Senate to take up border funding

The Senate Appropriations Committee will take up a long-stalled border funding request next week aimed at addressing the influx of migrants from Central America.

Sen. Lindsey Graham of South Carolina said the spending committee will begin moving the legislation imminently after it was dropped from a disaster aid package.

“The game plan is that we're gonna to take the $4.5 billion that was in the disaster package that was unfortunately taken out, and mark it up next week as a standalone proposition to get money flowing to the border to deal with the housing conditions and take some stress not only off of the agents but the migrants,” Graham said at a Judiciary Committee hearing on Tuesday. “I think it'll be money well spent.”

Immigration policy has bedeviled Congress for years, especially under President Donald Trump. But both parties seem to see a need to address the increase in immigration that’s overwhelming the Trump administration, though it appears Senate Republicans aren’t waiting on the House Democratic majority.

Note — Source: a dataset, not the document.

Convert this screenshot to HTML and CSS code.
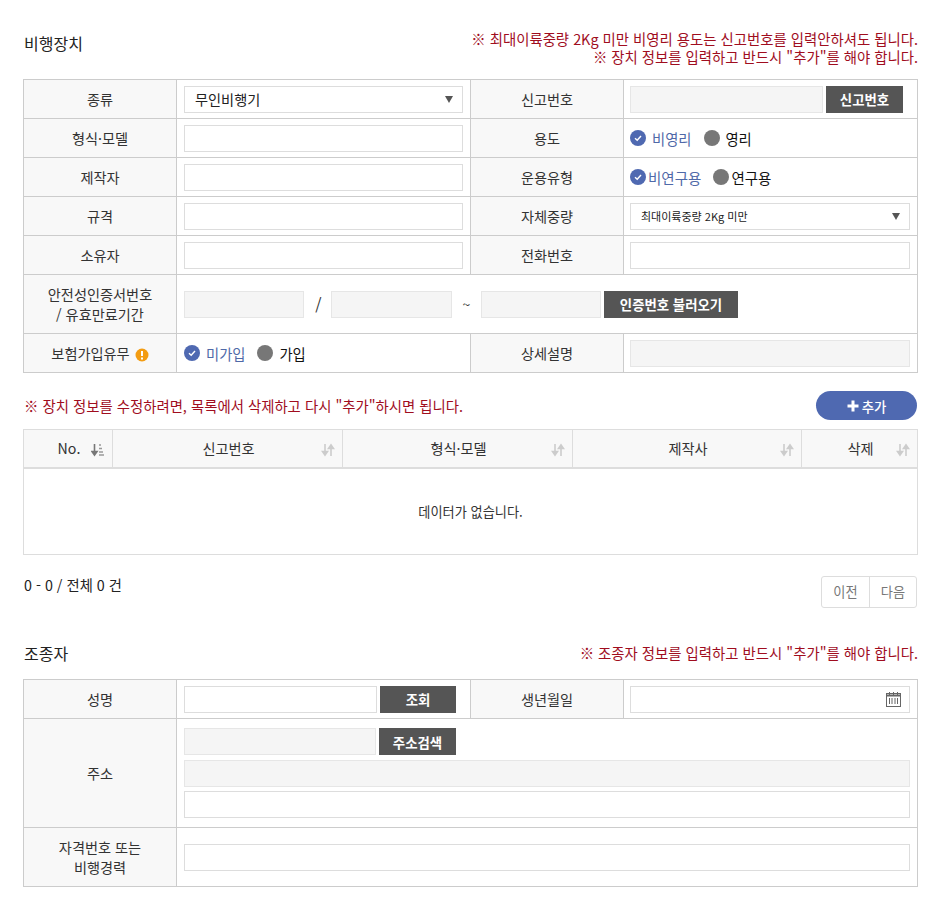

Senate Appropriations Committee Chairman Richard Shelby (R-Ala.) said Tuesday that he hopes to keep the bill clear of riders that could sink it and predicted that Senate Majority Leader Mitch McConnell would bring it to the floor after lawmakers return from the Fourth of July recess. It will need the support of at least seven Democrats to advance in the Senate.

“There is only one way to fix this,” McConnell (R-Ky.) said. “Bipartisan legislation with supplemental border funding is what we need to do.”

Marianne LeVine contributed to this story.